I have periodic arguments with right-wing friends, both here and in Israel, over the long-term prospects for the Palestinian Authority and Israel. They often like to complain that the two-state solution is terrible, unthinkable, etc. But really, it's just the worst choice, except for all the others.
As I see it, there are four possibilities (well, five, but I don't think the zeroth is that viable):
0. Status quo ante. Armed semi-truce with the Arabs in the Territories. Continual low-level shelling or missiling of border areas. Occasional flare-ups of major military activity. What we have now, which is pretty unpleasant for all concerned. Israel holds the water supply, the job supply (if only because the Pal-Arab kleptocrats have no interest in economic development), and food supplies (because they have ports and roads), the Pal-Arabs have the publicity upper hand, and a lot of will for self-sacrifice.
1. Two-state solution. Two states, probably with the PA in two separate chunks with some kind of safe-conduct corridor between them. Totally separate populations. Treating equally as nations for water, electricity, and jobs. Recognizing each other's existence. The Pal-Arabs are totally uninterested in this; if any express interest, they'll probably be killed by the leadership.

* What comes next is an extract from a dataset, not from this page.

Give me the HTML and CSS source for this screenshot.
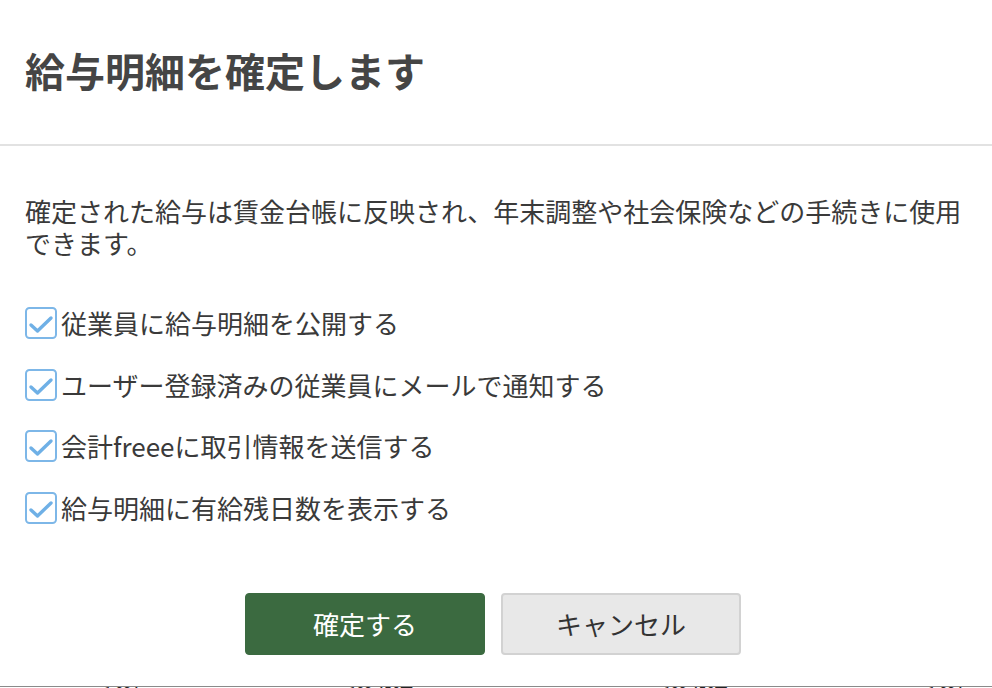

2. Heavy-duty armed occupation, as existed before the Intifada I, up to the 1980s. Nobody's happy, planes are hijacked, terrorism is mostly outside the country. Everybody's unhappy.
3. Annexation. The 5 million Jews in Israel would be a majority for a while, but the higher Arab birthrate would, within a very few decades, make an Arab majority within the unified state. That way lies the end of the Jewish state, through demographic suicide.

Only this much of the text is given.